Animals that are more challenging to get good fat scores on tend to be very well muscled or exceptionally large, framed animals that will take more finishing.
There are likely genetic factors as well, which means certain bulls should be more suited to producing cattle for earlier finishing systems.
Early maturing breed characteristics should favour a shorter finishing period and lower feed input but may not have the same carcase weight and grade potential.
They also tend to be less efficient when finished indoors.

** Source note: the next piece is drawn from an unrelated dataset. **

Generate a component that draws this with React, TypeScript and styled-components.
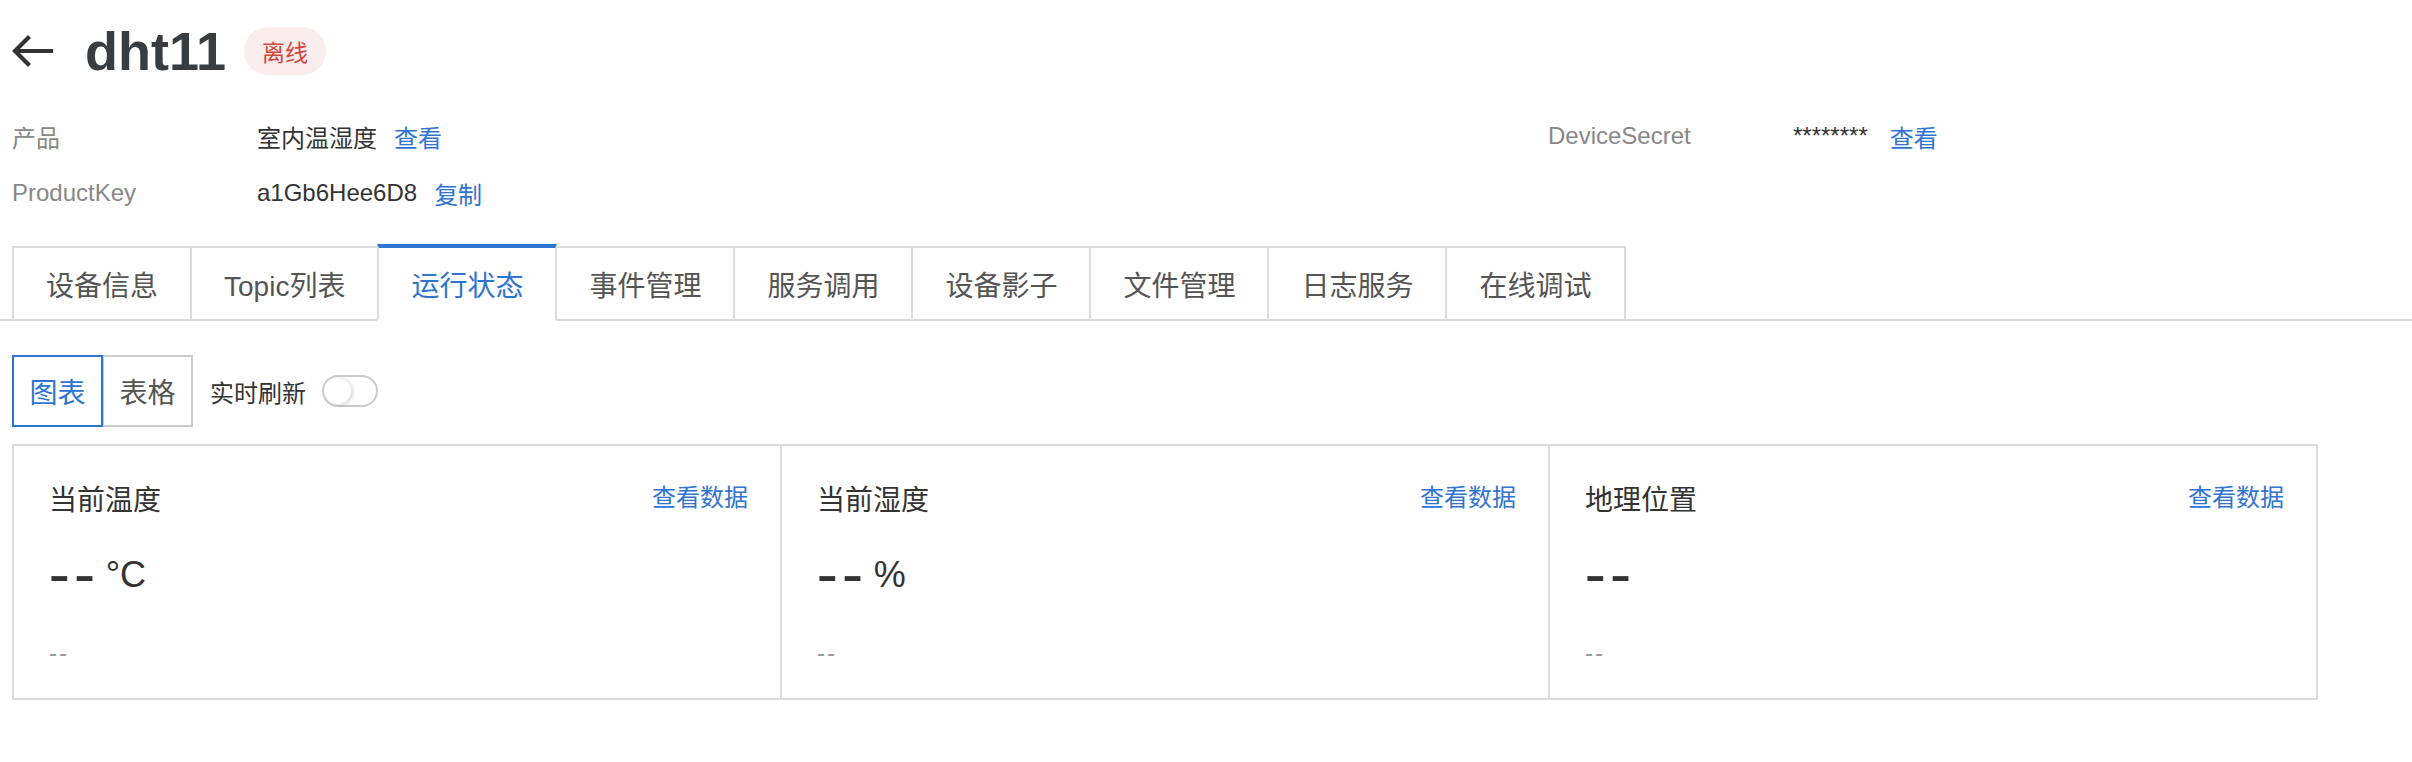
import React from "react";
import styled, { createGlobalStyle, css } from "styled-components";

const GlobalStyle = createGlobalStyle`
  html, body {
    margin: 0;
    padding: 0;
    background: #ffffff;
  }
  body {
    font-family: "Liberation Sans", "Noto Sans CJK SC", sans-serif;
    color: #333333;
  }
  * {
    box-sizing: border-box;
  }
`;

const BLUE = "#2f74d0";
const BORDER = "#dcdcdc";

const Page = styled.div`
  width: 2412px;
  padding-top: 20px;
  padding-bottom: 40px;
`;

const Header = styled.div`
  display: flex;
  align-items: center;
  height: 62px;
  padding-left: 12px;
`;

const BackButton = styled.button`
  display: flex;
  align-items: center;
  justify-content: center;
  width: 42px;
  height: 34px;
  padding: 0;
  margin-right: 31px;
  border: none;
  background: none;
  cursor: pointer;
`;

const Title = styled.h1`
  margin: 0;
  font-size: 54px;
  line-height: 62px;
  font-weight: 700;
  color: #373d41;
`;

const StatusBadge = styled.span`
  display: inline-flex;
  align-items: center;
  justify-content: center;
  height: 48px;
  padding: 0 18px;
  margin-left: 18px;
  border-radius: 24px;
  background: #fbeded;
  color: #d4463b;
  font-size: 23px;
`;

const InfoGrid = styled.div`
  display: grid;
  grid-template-columns: repeat(3, 768px);
  row-gap: 21px;
  margin-top: 36px;
  padding-left: 12px;
`;

const InfoItem = styled.div<{ col?: number }>`
  display: flex;
  align-items: center;
  height: 36px;
  font-size: 24px;
  ${({ col }) =>
    col
      ? css`
          grid-column: ${col};
        `
      : ""}
`;

const InfoLabel = styled.span`
  width: 245px;
  flex-shrink: 0;
  color: #888888;
`;

const InfoValue = styled.span`
  color: #333333;
`;

const TextLink = styled.a<{ wide?: boolean }>`
  margin-left: ${({ wide }) => (wide ? 22 : 17)}px;
  color: ${BLUE};
  text-decoration: none;
  cursor: pointer;
`;

const TabBar = styled.div`
  display: flex;
  margin-top: 35px;
  padding-left: 12px;
  border-bottom: 2px solid ${BORDER};
`;

const Tab = styled.div<{ active?: boolean }>`
  display: flex;
  align-items: center;
  justify-content: center;
  height: 75px;
  margin-bottom: -2px;
  margin-right: -2px;
  padding: 0 32px;
  font-size: 28px;
  color: #555555;
  background: #ffffff;
  border: 2px solid ${BORDER};
  cursor: pointer;
  ${({ active }) =>
    active &&
    css`
      position: relative;
      z-index: 1;
      color: ${BLUE};
      border-top: 4px solid ${BLUE};
      border-bottom-color: #ffffff;
      margin-top: -2px;
      height: 77px;
    `}
`;

const Toolbar = styled.div`
  display: flex;
  align-items: center;
  margin-top: 34px;
  padding-left: 12px;
`;

const Segmented = styled.div`
  display: flex;
`;

const SegmentButton = styled.button<{ active?: boolean }>`
  width: 91px;
  height: 72px;
  padding: 0;
  margin-right: -1px;
  font-family: inherit;
  font-size: 28px;
  background: #ffffff;
  cursor: pointer;
  color: ${({ active }) => (active ? BLUE : "#555555")};
  border: 2px solid ${({ active }) => (active ? BLUE : "#cccccc")};
  position: relative;
  z-index: ${({ active }) => (active ? 1 : 0)};
`;

const ToggleLabel = styled.span`
  margin-left: 18px;
  font-size: 24px;
  color: #333333;
`;

const Toggle = styled.div`
  position: relative;
  width: 56px;
  height: 32px;
  margin-left: 16px;
  border: 2px solid #c9cbce;
  border-radius: 16px;
  background: #ffffff;
`;

const ToggleKnob = styled.span`
  position: absolute;
  left: 1px;
  top: 1px;
  width: 26px;
  height: 26px;
  border-radius: 50%;
  background: #ffffff;
  box-shadow: 2px 1px 4px rgba(0, 0, 0, 0.16);
`;

const CardRow = styled.div`
  display: grid;
  grid-template-columns: repeat(3, 768px);
  margin-top: 17px;
  margin-left: 12px;
`;

const Card = styled.div`
  height: 256px;
  margin-right: -2px;
  padding: 32px 32px 28px 35px;
  border: 2px solid ${BORDER};
  display: flex;
  flex-direction: column;
`;

const CardHead = styled.div`
  display: flex;
  align-items: center;
  justify-content: space-between;
  height: 40px;
`;

const CardTitle = styled.span`
  font-size: 28px;
  color: #333333;
`;

const CardLink = styled.a`
  font-size: 24px;
  color: ${BLUE};
  cursor: pointer;
  margin-top: -6px;
`;

const CardValue = styled.div`
  display: flex;
  align-items: center;
  height: 50px;
  margin-top: 32px;
  font-size: 36px;
  color: #333333;
`;

const Dashes = styled.span`
  display: inline-block;
  font-size: 40px;
  font-weight: 700;
  letter-spacing: 3px;
  transform: scaleX(1.55);
  transform-origin: left center;
  margin-right: 24px;
`;

const CardSub = styled.div`
  height: 34px;
  margin-top: 36px;
  font-size: 24px;
  line-height: 34px;
  color: #999999;
  letter-spacing: 2px;
`;

const BackArrow = () => (
  <svg width="42" height="34" viewBox="0 0 42 34" fill="none">
    <path d="M41 17H4M17.5 2.5L3 17l14.5 14.5" stroke="#333333" strokeWidth="4.2" strokeLinecap="butt" strokeLinejoin="miter" />
  </svg>
);

const tabs = ["设备信息", "Topic列表", "运行状态", "事件管理", "服务调用", "设备影子", "文件管理", "日志服务", "在线调试"];

const cards = [
  { title: "当前温度", unit: "°C" },
  { title: "当前湿度", unit: "%" },
  { title: "地理位置", unit: "" },
];

export default function App() {
  return (
    <>
      <GlobalStyle />
      <Page>
        <Header>
          <BackButton aria-label="返回">
            <BackArrow />
          </BackButton>
          <Title>dht11</Title>
          <StatusBadge>离线</StatusBadge>
        </Header>

        <InfoGrid>
          <InfoItem>
            <InfoLabel>产品</InfoLabel>
            <InfoValue>室内温湿度</InfoValue>
            <TextLink>查看</TextLink>
          </InfoItem>
          <InfoItem col={3}>
            <InfoLabel>DeviceSecret</InfoLabel>
            <InfoValue>********</InfoValue>
            <TextLink wide>查看</TextLink>
          </InfoItem>
          <InfoItem col={1}>
            <InfoLabel>ProductKey</InfoLabel>
            <InfoValue>a1Gb6Hee6D8</InfoValue>
            <TextLink>复制</TextLink>
          </InfoItem>
        </InfoGrid>

        <TabBar>
          {tabs.map((t) => (
            <Tab key={t} active={t === "运行状态"}>
              {t}
            </Tab>
          ))}
        </TabBar>

        <Toolbar>
          <Segmented>
            <SegmentButton active>图表</SegmentButton>
            <SegmentButton>表格</SegmentButton>
          </Segmented>
          <ToggleLabel>实时刷新</ToggleLabel>
          <Toggle>
            <ToggleKnob />
          </Toggle>
        </Toolbar>

        <CardRow>
          {cards.map((c) => (
            <Card key={c.title}>
              <CardHead>
                <CardTitle>{c.title}</CardTitle>
                <CardLink>查看数据</CardLink>
              </CardHead>
              <CardValue>
                <Dashes>--</Dashes>
                {c.unit}
              </CardValue>
              <CardSub>--</CardSub>
            </Card>
          ))}
        </CardRow>
      </Page>
    </>
  );
}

Continental breeding trends towards longer finishing periods and higher feed inputs, but generally will achieve better carcase weight and grade results.
So, both can work singularly or in balance if properly thought out and resources on the ground are taken into account.
The lead into the finishing period also has a significant impact. If the animals are on good quality grass before finishing or housing and in good condition, this should reduce the finishing period also.
Will reducing slaughter age make financial sense?
To finish spring-born cattle at 24-months, it will mean finishing out of the shed.
In this case, the feed input and housing costs are significant. This requires:
- Good silage quality;
- Competitive feed sourcing;
- A strong beef price.
This indoor feeding really requires high performance and good grades to make sense and for less specialised operators it is easy to feed away your margin.
An alternative option is to bring forward finishing to 18-20 months where a larger proportion you can finish off grass, which reduces input and housing costs.
Any farmers trying to finish at 20 months?
Yes, I have come across cases where 20-month finishing is working out well.
A big driver to actually try this system is farmers short of housing and frustrated with having cattle that were ‘the wrong colour’ for the mart.
The key markers enabling earlier finishing are:
- Good weanling performance;
- Good performance over the first winter;
- Early turnout to decent grass in a rotational grazing system.
A lot of performance can go missing on beef farms between weaning and housing or over the first housing period.
The most challenging factor in finishing earlier is estimating fat score.
If you are over-cautious, it can run cattle up to requiring additional housing while underestimating fat score can lead to significant cuts on price per kg achieved.
It can be quite difficult to develop this skill and there is an element of learning from your mistake.
Where can I see earlier finishing?
Newford Demonstration Farm slaughtered spring-2020-born cattle in autumn 2021.
These cattle are bred by 5-star terminal Limousin and Charolais bulls crossed on AA/HE-cross dairy suckler cows.
On September 24th, it slaughtered 18 beef heifers and achieved an average grade of R=3=.
The average live weight was 572 kg with a carcase weight of 291 kg. The average sale price achieved was €1,295 at a group average 19 months of age.
They were 208 days at grass where they had an ADG of 0.77 kg.
The average feed input was 222 kg of a 12% crude protein ration during finishing, which cost €68/heifer, with feeding starting on July 26th.
Furthermore, it slaughtered 9 spring-2020-born bullocks on October 18th. From September 2nd, it introduced 2 kg of ration at grass and then built this up to 5 kg.
Bullocks averaged U-3- and a carcase weight of 372 kg from 697 kg live weight. From turnout to slaughter, they averaged 1.01kg ADG.
The group average was 194 kg of a 12% crude protein ration fed during finishing which came to €61/animal with a meal price of €314/tonne.
The average sale price for the 9 bullocks was €1,675.